Global markets inched upward on Monday even as investors in Europe went for riskier investments in the hope that last week's disappointing U.S. employment report could signal more stimulus measures from the Federal Reserve.

The FTSE 100 index was up 73.87 points, or 1.4 percent, at 5,406.26 while Germany's DAX rose 84.40 points, or 1.4 percent, to 6,344.03. The CAC-40 in France was 57.96 points, or 1.6 percent, to 3,774.01.

U.S. stocks were poised to open higher with Dow futures gaining 38 points and the broad-based Standard & Poor's 500 futures rising 3.7 points.

The U.S. dollar traded near an eight-month low against the yen as speculation intensified early on Monday that the Federal Reserve could unveil more stimulus measures.

However, analysts have said though Friday’s data release indicates that growth in the U.S. remains weak, it is unlikely to have convinced the Federal Reserve to roll in another round of quantitative easing.

"A consensus appears to be emerging that if the Fed does announce new measures at its policy meeting on Aug 10 that these are most likely to take the form of a reinvestment into the bond market of proceeds from maturing mortgage backed securities. Insofar as this was first flagged in an article in the WSJ last week it would not shock the market. It would have the additional advantage of not expanding the Fed's balance sheet any further at this stage so strictly speaking it would not be a new round of QE," said Jane Foley, Research Director, FOREX.com.

Data released on Friday showed the U.S. economy shed 131,000 jobs in July, double the market expectations. The figures indicated the U.S. recovery was losing steam, ratcheting up market hopes that the Fed will announce further stimulus measures to get the economy back on growth track.

The Federal Reserve is due to announce its decision from its one-day meeting on Tuesday.

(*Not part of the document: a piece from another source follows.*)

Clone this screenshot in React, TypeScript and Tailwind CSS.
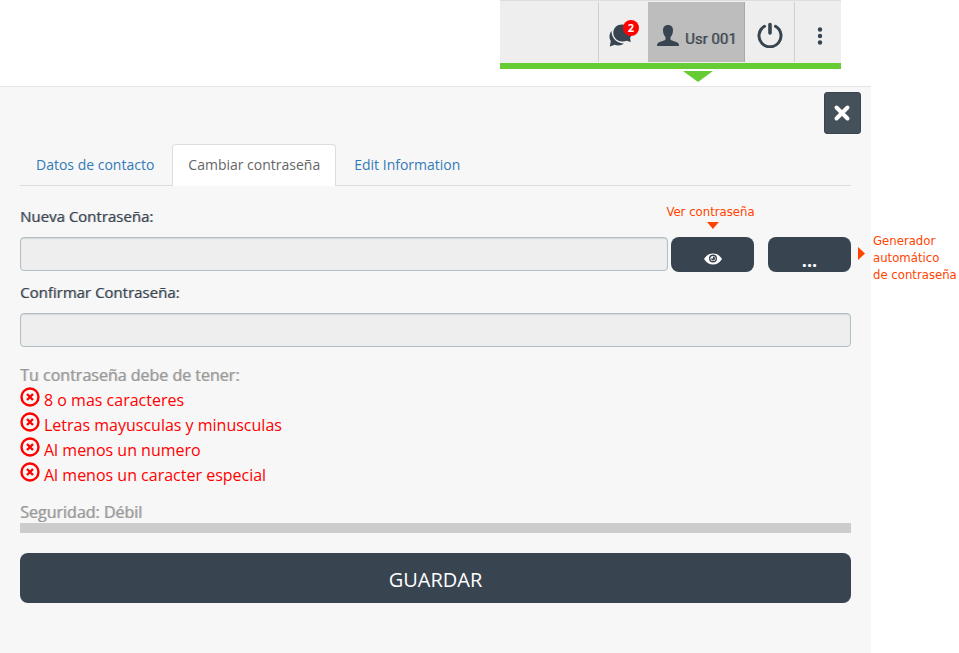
import React, { useState } from 'react';

const TABS = ['Datos de contacto', 'Cambiar contraseña', 'Edit Information'];

const RULES = [
  '8 o mas caracteres',
  'Letras mayusculas y minusculas',
  'Al menos un numero',
  'Al menos un caracter especial',
];

const ChatIcon = () => (
  <svg width="26" height="26" viewBox="0 0 26 26" fill="#38444f" aria-hidden="true">
    <path d="M3.500 10C1.200 12.500 .8 17 2.800 20L1.800 25.500L6.800 23.800C10 25 13.500 24.500 16 22.500C9 22.500 3.500 17.500 3.500 10Z" />
    <path d="M14 3.500C9 3.500 5.300 7 5.300 11.800S9.300 20.500 14 20.500C16 20.500 17.500 20.200 18.500 19.800L22.800 21L22 17C23.500 15 23.800 13 23.800 11.500C23.800 6.500 19 3.500 14 3.500Z" />
  </svg>
);

const UserIcon = () => (
  <svg width="22" height="22" viewBox="0 0 22 22" fill="#38444f" aria-hidden="true">
    <path d="M11 0C7.500 0 6 2.300 6 5.500C6 8 7 10.500 8.500 12V14.500C7.500 16 2.500 16.500 1 18C0 19 0 20.500 0 21H22C22 20.500 22 19 21 18C19.500 16.500 14.500 16 13.500 14.500V12C15 10.500 16 8 16 5.500C16 2.300 14.500 0 11 0Z" />
  </svg>
);

const PowerIcon = () => (
  <svg width="26" height="26" viewBox="0 0 26 26" fill="none" stroke="#38444f" strokeLinecap="round" aria-hidden="true">
    <path d="M7.500 4.300A11 11 0 1 0 18.500 4.300" strokeWidth="3" />
    <path d="M13 2.500V11" strokeWidth="3.600" />
  </svg>
);

const MoreIcon = () => (
  <svg width="6" height="18" viewBox="0 0 6 18" fill="#38444f" aria-hidden="true">
    <circle cx="3" cy="2.500" r="2.200" />
    <circle cx="3" cy="9" r="2.200" />
    <circle cx="3" cy="15.500" r="2.200" />
  </svg>
);

const CloseIcon = () => (
  <svg width="18" height="18" viewBox="0 0 18 18" stroke="#fff" strokeWidth="4" strokeLinecap="round" aria-hidden="true">
    <path d="M3.500 3.500L14.500 14.500M14.500 3.500L3.500 14.500" />
  </svg>
);

const EyeIcon = () => (
  <svg width="18" height="12" viewBox="0 0 18 12" aria-hidden="true">
    <path d="M0 6C2.500 2 5.500 .5 9 .5S15.500 2 18 6C15.500 10 12.500 11.500 9 11.500S2.500 10 0 6Z" fill="#fff" />
    <circle cx="9" cy="5.500" r="4" fill="#38444f" />
    <circle cx="9" cy="5.500" r="2.600" fill="#fff" />
    <path d="M9 5.500V3.500A2 2 0 1 1 7 5.500Z" fill="#38444f" />
  </svg>
);

const ErrorIcon = () => (
  <svg width="20" height="20" viewBox="0 0 20 20" fill="none" stroke="#f00" aria-hidden="true">
    <circle cx="10" cy="10" r="8.500" strokeWidth="2.400" />
    <path d="M7 7L13 13M13 7L7 13" strokeWidth="2.400" />
  </svg>
);

const TopBar = () => (
  <header className="mr-[118px] flex flex-col items-end">
    <div className="relative flex h-[69px] w-[341px] border-t border-b-6 border-t-[#ddd] border-b-[#66cc33] bg-[#eee] pt-px pb-px">
      <div className="flex-1 border-r border-[#d0d0d0]" />
      <button type="button" aria-label="Mensajes" className="relative flex w-[49px] items-center justify-center pt-1 pr-1.5">
        <ChatIcon />
        <span className="absolute top-[18px] right-[9px] flex size-4 items-center justify-center rounded-full bg-[#f00] font-['Open_Sans',sans-serif] text-[11px] font-bold text-white">
          2
        </span>
      </button>
      <button type="button" className="flex w-[97px] items-end gap-1.5 border-r border-[#aaa] bg-[#bdbdbd] pb-[11px] pl-[9px] font-[Roboto,sans-serif] text-[15px] leading-6 whitespace-nowrap text-[#38444f] [text-shadow:1px_0_0_#38444f66]">
        <span className="pb-1"><UserIcon /></span>
        Usr 001
      </button>
      <button type="button" aria-label="Salir" className="flex w-[50px] items-center justify-center border-r border-[#d0d0d0] pt-1.5">
        <PowerIcon />
      </button>
      <button type="button" aria-label="Más opciones" className="flex w-[46px] items-center justify-center pt-2 pl-1">
        <MoreIcon />
      </button>
      <svg className="absolute top-[70px] left-[183px]" width="30" height="11" viewBox="0 0 30 11" aria-hidden="true">
        <path d="M0 0H30L15 11Z" fill="#66cc33" />
      </svg>
    </div>
  </header>
);

const App: React.FC = () => {
  const [activeTab, setActiveTab] = useState(TABS[1]);
  const [visible, setVisible] = useState(false);

  return (
    <div className="flex min-h-screen flex-col overflow-x-hidden bg-white font-['Open_Sans',sans-serif] text-[#38444f]">
      <TopBar />

      <main className="mt-[17px] mr-[88px] flex-1 border-t border-[#e5e5e5] bg-[#f7f7f7] pb-10">
        <div className="flex justify-end px-2.5 pt-[5px]">
          <button type="button" aria-label="Cerrar" className="flex h-[42px] w-[37px] items-center justify-center rounded-[3px] border border-[#38444f] bg-[#44515b] pr-0.5">
            <CloseIcon />
          </button>
        </div>

        <form className="px-5 pt-2.5" onSubmit={(e) => e.preventDefault()}>
          <div role="tablist" className="flex gap-0.5 border-b border-[#ddd] text-sm">
            {TABS.map((tab) => (
              <button
                key={tab}
                type="button"
                role="tab"
                aria-selected={tab === activeTab}
                onClick={() => setActiveTab(tab)}
                className={
                  tab === activeTab
                    ? '-mb-px h-[42px] rounded-t border border-b-0 border-[#ddd] bg-white px-[15px] pb-0.5 text-[#666]'
                    : 'h-[41px] px-4 text-[#337ab7]'
                }
              >
                {tab}
              </button>
            ))}
          </div>

          <label htmlFor="nueva" className="mt-[19px] block text-[15px] leading-[22px] [text-shadow:1px_0_0_#38444f66]">Nueva Contraseña:</label>
          <div className="mt-2.5 flex">
            <input
              id="nueva"
              type={visible ? 'text' : 'password'}
              className="h-[34px] min-w-0 flex-1 rounded border border-[#b0bec5] bg-[#eee] px-3 text-sm shadow-[inset_0_1px_1px_rgba(0,0,0,0.1)] outline-none"
            />
            <div className="relative ml-[3px]">
              <button
                type="button"
                aria-label="Ver contraseña"
                onClick={() => setVisible(!visible)}
                className="flex h-[35px] w-[83px] items-end justify-center rounded-lg bg-[#38444f] pb-[7px]"
              >
                <EyeIcon />
              </button>
              <div className="absolute bottom-full left-1/2 flex -translate-x-1/2 flex-col items-center pb-2 font-['DejaVu_Sans_Condensed','DejaVu_Sans',sans-serif] text-[13px] leading-[17px] whitespace-nowrap text-[#ff4400]">
                <span className="pr-1">Ver contraseña</span>
                <svg className="mt-0.5" width="12" height="7" viewBox="0 0 12 7" aria-hidden="true">
                  <path d="M0 0H12L6 7Z" fill="#ff4400" />
                </svg>
              </div>
            </div>
            <div className="relative ml-3.5">
              <button type="button" aria-label="Generar contraseña" className="flex h-[35px] w-[83px] items-end justify-center rounded-lg bg-[#38444f] text-lg leading-6 font-bold text-white">
                ...
              </button>
              <div className="absolute top-[-5px] left-full flex items-center gap-2 pl-[7px] font-['DejaVu_Sans_Condensed','DejaVu_Sans',sans-serif] text-[13px] leading-[17px] whitespace-nowrap text-[#ff4400]">
                <svg className="mb-2" width="7" height="13" viewBox="0 0 7 13" aria-hidden="true">
                  <path d="M0 0V13L7 6.500Z" fill="#ff4400" />
                </svg>
                <span>Generador<br />automático<br />de contraseña</span>
              </div>
            </div>
          </div>

          <label htmlFor="confirmar" className="mt-[9px] block text-[15px] leading-[22px] [text-shadow:1px_0_0_#38444f66]">Confirmar Contraseña:</label>
          <input
            id="confirmar"
            type="password"
            className="mt-2.5 block h-[34px] w-full rounded border border-[#b0bec5] bg-[#eee] px-3 text-sm shadow-[inset_0_1px_1px_rgba(0,0,0,0.1)] outline-none"
          />

          <p className="mt-4 text-base leading-6 text-[#999] [text-shadow:1px_0_0_#99999988]">Tu contraseña debe de tener:</p>
          <ul className="text-base leading-[25px] text-[#f00]">
            {RULES.map((rule) => (
              <li key={rule} className="flex h-[25px] gap-1">
                <ErrorIcon />
                <span className="pt-px">{rule}</span>
              </li>
            ))}
          </ul>

          <p className="mt-[13px] h-[23px] text-base leading-6 text-[#999] [text-shadow:1px_0_0_#99999988]">Seguridad: Débil</p>
          <div className="h-2.5 bg-[#ccc]" />

          <button type="submit" className="mt-5 h-[50px] w-full rounded-lg bg-[#38444f] pt-1 text-xl text-white">
            GUARDAR
          </button>
        </form>
      </main>
    </div>
  );
};

export default App;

Though further easing of measures is not on the cards, analysts expect the Fed to use more cautionary language while putting out the decision of the Federal Open Market Committee (FOMC).

Also, Fed could hint it would employ tools like purchase of bonds to nurse ailing recovery back to health.

Bloomberg reported on Monday treasury two-year yields approached an all-time low amid speculation that the Federal Reserve will resume bond purchases this week as it seeks to safeguard the U.S. economic recovery.

Fed Chairman Ben Bernanke had hinted as much during his testimony to the U.S. Congress in July. "Two tools for draining reserves from the system are being developed and tested and will be ready when needed. First, the Federal Reserve is putting in place the capacity to conduct large reverse repurchase agreements with an expanded set of counterparties. Second, the Federal Reserve has tested a term deposit facility, under which instruments similar to the certificates of deposit that banks offer their customers will be auctioned to depository institutions," he had said.

"...the FOMC continues to anticipate that economic conditions--including low rates of resource utilization, subdued inflation trends, and stable inflation expectations--are likely to warrant exceptionally low levels of the federal funds rate for an extended period, Bernanke had said.

The pace of the recovery in the U.S. has been slowing, putting pressure on the central bank to fight off a possible double-dip recession and stem deflationary trends. U.S. GDP grew at a 2.4 percent annual rate in the second quarter, down from a 3.7 percent rate in the first three months of the year.